Where the U.S. broadcaster is a co-producer, “they will be treated as if they were a primary partner,” Tranter says. “We understand their audience and their needs, and the context of both the business and the viewing experience that broadcaster has.”

Notes Gardner: “What I hope we can do with Bad Wolf is try to take the best from both cultures and industries and see what happens when you put them together.”

Bad Wolf has a non-exclusive first-look deal with HBO, along with a broader relationship that helps the U.S. premium channel form ties with the U.K. production community. Tranter first worked with HBO programming president Michael Lombardo in the early 1990s on “Band of Brothers” and “Rome,” and they have collaborated over the past several years on three seasons of “Getting On,” and “Crime,” a Steven Zaillian miniseries with John Turturro attached to star (formerly titled “Criminal Justice”).

“We are HBO’s people in the U.K.,” Tranter says, adding that the company is entrusted to bring U.K. talent to the attention of the channel, whether working on a project with Bad Wolf or not.

One of the shingle’s first big projects is a series for the BBC based on Philip Pullman’s “His Dark Materials” trilogy, in partnership with New Line Cinema. The series is likely to run over five seasons, with eight episodes in each. Executive producers will be Pullman, Tranter and Gardner for Bad Wolf; Toby Emmerich and Carolyn Blackwood for New Line; and Deborah Forte for Scholastic Media.

Tranter says Bad Wolf is looking to develop shows that create their own worlds, and calls “His Dark Materials” a good example of this. It’s “both broad in terms of demographic and global appeal, and yet is specific in terms of character, emotion, theme and world,” she explains.

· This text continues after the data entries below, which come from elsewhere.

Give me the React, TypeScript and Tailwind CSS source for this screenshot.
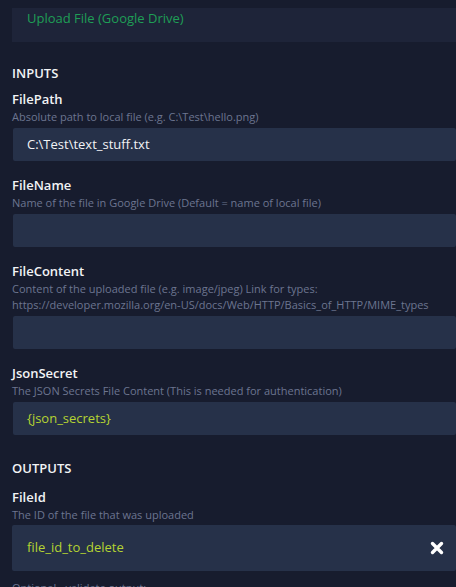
const inputs = [
  {
    name: "FilePath",
    desc: ["Absolute path to local file (e.g. C:\\Test\\hello.png)"],
    value: "C:\\Test\\text_stuff.txt",
    tone: "plain",
  },
  {
    name: "FileName",
    desc: ["Name of the file in Google Drive (Default = name of local file)"],
    value: "",
    tone: "plain",
  },
  {
    name: "FileContent",
    desc: [
      "Content of the uploaded file (e.g. image/jpeg) Link for types:",
      "https://developer.mozilla.org/en-US/docs/Web/HTTP/Basics_of_HTTP/MIME_types",
    ],
    value: "",
    tone: "plain",
  },
  {
    name: "JsonSecret",
    desc: ["The JSON Secrets File Content (This is needed for authentication)"],
    value: "{json_secrets}",
    tone: "var",
  },
];

function Field({ name, desc, value, tone }: { name: string; desc: string[]; value: string; tone: string }) {
  return (
    <div className="mt-[14px]">
      <p className="text-[13px] leading-[20px] font-semibold text-[#f2f3f5]">{name}</p>
      <div className="text-[11px] leading-[16px] text-[#6c7590]">
        {desc.map((d) => (
          <p key={d}>{d}</p>
        ))}
      </div>
      <div
        className={
          tone === "var"
            ? "mt-[3px] ml-px h-[33px] flex items-center pl-[14px] rounded-[2px] bg-[#263149] text-[13px] text-[#b5d432]"
            : "mt-[3px] ml-px h-[33px] flex items-center pl-[14px] rounded-[2px] bg-[#263149] text-[13px] text-[#f2f3f5]"
        }
      >
        {value}
      </div>
    </div>
  );
}

export default function App() {
  return (
    <div
      className="w-[456px] h-[587px] overflow-hidden bg-[#171c2e] pl-3 pt-2"
      style={{ fontFamily: '"Open Sans", "Noto Sans", sans-serif' }}
    >
      <div className="h-[34px] bg-[#1e2439] pl-[15px] text-[13px] leading-[20px] text-[#1f9e56]">
        Upload File (Google Drive)
      </div>

      <p className="mt-[21px] text-[13px] leading-[20px] font-semibold text-[#f2f3f5]">INPUTS</p>
      <div className="-mt-[8px]">
        {inputs.map((f) => (
          <Field key={f.name} {...f} />
        ))}
      </div>

      <p className="mt-[23px] text-[13px] leading-[20px] font-semibold text-[#f2f3f5]">OUTPUTS</p>
      <div className="mt-[9px]">
        <p className="text-[13px] leading-[20px] font-semibold text-[#f2f3f5]">FileId</p>
        <p className="text-[11px] leading-[16px] text-[#6c7590]">The ID of the file that was uploaded</p>
        <div className="mt-[2px] h-[46px] flex items-center justify-between pl-[15px] pr-[12px] rounded-[2px] bg-[#263149] text-[13px] text-[#b5d432]">
          <span>file_id_to_delete</span>
          <svg width="14" height="14" viewBox="0 0 14 14">
            <path d="M2.5 2.5 L11.5 11.5 M11.5 2.5 L2.5 11.5" stroke="#ffffff" strokeWidth="3.4" strokeLinecap="round" />
          </svg>
        </div>
        <p className="mt-[9px] text-[11px] leading-[16px] text-[#6c7590]">Optional - validate output:</p>
      </div>
    </div>
  );
}
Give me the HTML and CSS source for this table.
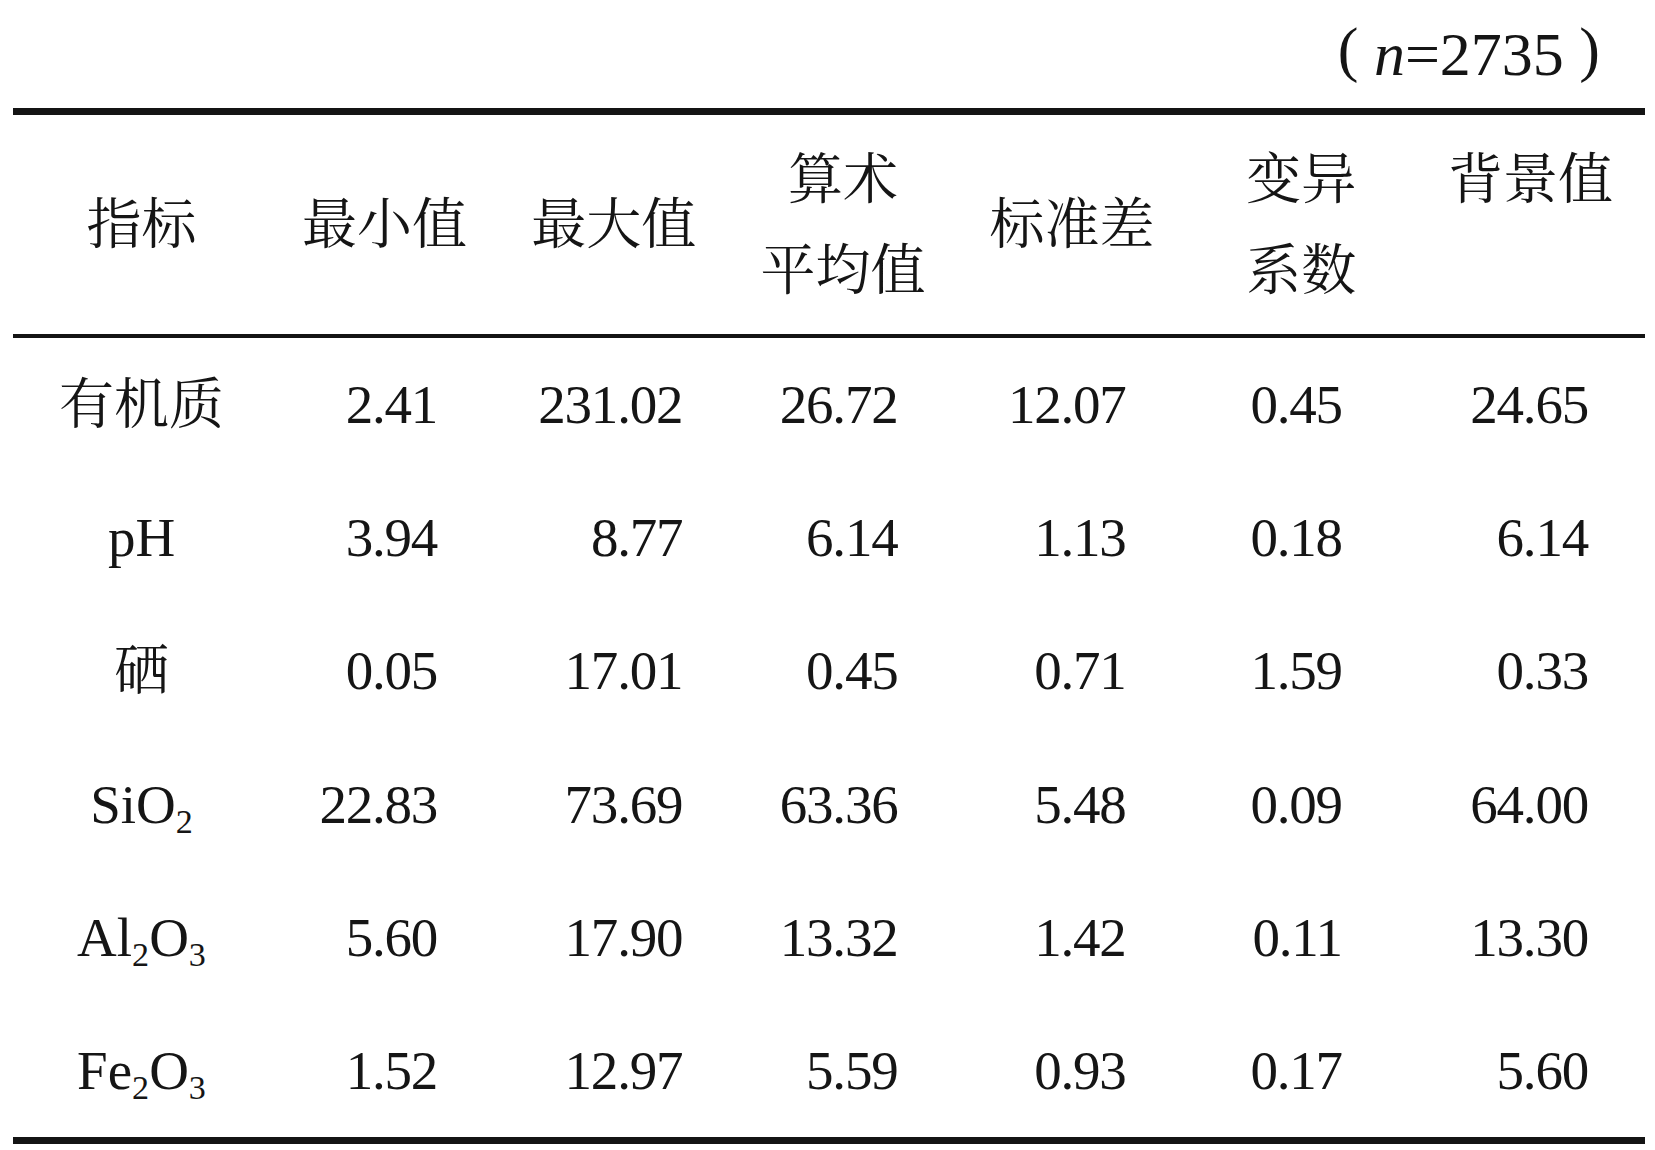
FILE: index.html
```html
<!DOCTYPE html>
<html lang="zh-CN">
<head>
<meta charset="utf-8">
<title>土壤指标统计</title>
<link rel="stylesheet" href="styles.css">
</head>
<body>
<div class="caption"><span class="paren">(</span> <i>n</i>=2735 <span class="paren">)</span></div>
<div class="table">
  <div class="row head">
    <div class="cell">指标</div>
    <div class="cell">最小值</div>
    <div class="cell">最大值</div>
    <div class="cell">算术<br>平均值</div>
    <div class="cell">标准差</div>
    <div class="cell">变异<br>系数</div>
    <div class="cell top">背景值</div>
  </div>
  <div class="row">
    <div class="cell label"><span>有机质</span></div>
    <div class="cell num">2.41</div>
    <div class="cell num">231.02</div>
    <div class="cell num">26.72</div>
    <div class="cell num">12.07</div>
    <div class="cell num">0.45</div>
    <div class="cell num">24.65</div>
  </div>
  <div class="row">
    <div class="cell label"><span>pH</span></div>
    <div class="cell num">3.94</div>
    <div class="cell num">8.77</div>
    <div class="cell num">6.14</div>
    <div class="cell num">1.13</div>
    <div class="cell num">0.18</div>
    <div class="cell num">6.14</div>
  </div>
  <div class="row">
    <div class="cell label"><span>硒</span></div>
    <div class="cell num">0.05</div>
    <div class="cell num">17.01</div>
    <div class="cell num">0.45</div>
    <div class="cell num">0.71</div>
    <div class="cell num">1.59</div>
    <div class="cell num">0.33</div>
  </div>
  <div class="row">
    <div class="cell label"><span>SiO<sub>2</sub></span></div>
    <div class="cell num">22.83</div>
    <div class="cell num">73.69</div>
    <div class="cell num">63.36</div>
    <div class="cell num">5.48</div>
    <div class="cell num">0.09</div>
    <div class="cell num">64.00</div>
  </div>
  <div class="row">
    <div class="cell label"><span>Al<sub>2</sub>O<sub>3</sub></span></div>
    <div class="cell num">5.60</div>
    <div class="cell num">17.90</div>
    <div class="cell num">13.32</div>
    <div class="cell num">1.42</div>
    <div class="cell num">0.11</div>
    <div class="cell num">13.30</div>
  </div>
  <div class="row last">
    <div class="cell label"><span>Fe<sub>2</sub>O<sub>3</sub></span></div>
    <div class="cell num">1.52</div>
    <div class="cell num">12.97</div>
    <div class="cell num">5.59</div>
    <div class="cell num">0.93</div>
    <div class="cell num">0.17</div>
    <div class="cell num">5.60</div>
  </div>
</div>
</body>
</html>
```
FILE: styles.css
```css
html, body {
  margin: 0;
  padding: 0;
  background: #ffffff;
}

body {
  width: 1655px;
  color: #151515;
  font-family: "Liberation Serif", "Noto Serif CJK SC", "Noto Sans CJK SC", serif;
}

.caption {
  padding-top: 18px;
  padding-right: 55px;
  height: 62px;
  line-height: 62px;
  font-size: 62px;
  text-align: right;
  white-space: pre;
}

.caption .paren {
  vertical-align: 0.08em;
  font-weight: 300;
}

.table {
  margin-top: 28px;
  margin-left: 13px;
  width: 1632px;
  display: flex;
  flex-direction: column;
  font-size: 55px;
}

.row {
  display: grid;
  grid-template-columns: 257px repeat(6, 1fr);
  height: 133.17px;
  box-sizing: border-box;
}

.row.head {
  height: 230px;
  border-top: 7px solid #141414;
  border-bottom: 4px solid #141414;
}

.row.last {
  height: 140.17px;
  border-bottom: 7px solid #141414;
}

.cell {
  display: flex;
  align-items: center;
  line-height: 133px;
  white-space: nowrap;
}

.head .cell {
  justify-content: center;
  text-align: center;
  line-height: 91px;
}

.head .cell.top {
  align-items: flex-start;
  padding-top: 18.5px;
}

.label {
  justify-content: center;
}

.label sub {
  font-size: 0.62em;
  vertical-align: -10px;
  line-height: 0;
}

.num {
  justify-content: flex-end;
  letter-spacing: -1.2px;
}

.num:nth-child(2) { padding-right: 62px; }
.num:nth-child(3) { padding-right: 46px; }
.num:nth-child(4) { padding-right: 60px; }
.num:nth-child(5) { padding-right: 61px; }
.num:nth-child(6) { padding-right: 74px; }
.num:nth-child(7) { padding-right: 57px; }
```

Additionally, the company is developing an adaptation of Bernard Cornwell’s trilogy “The Warlord Chronicles,” a revisionist take on the King Arthur legend.

Its U.S relationships are one building block on which Bad Wolf is constructed, the other being its connection to Wales, where BBC series like “Doctor Who” and “Da Vinci’s Demons” were produced. All of the company’s projects will be based at the country’s studio facilities, and will be bolstered by the U.K.’s 25% tax credit.

Bad Wolf is funded primarily by a loan from the Welsh government, which is repayable, and on commercial terms. “What taking that loan has given us is freedom,” Tranter says. “We felt that it was really important for us not to be attached to any distributor or boxed into a corner with any broadcaster, so that we would be free to set up each project we do in a discrete, boutique way.”

The freedom to choose its partners allows Bad Wolf to put a singular focus on each collaboration. “Most of the great pieces of television are literally loved onto the screen in a kind of big onwards-driven march kind of way,” Tranter says.

Gardner agrees:“What I love about this is that we take responsibility for everything now. It’s all down to us. There’s no hiding, there are no excuses; you are going to stand or fall by your choices.”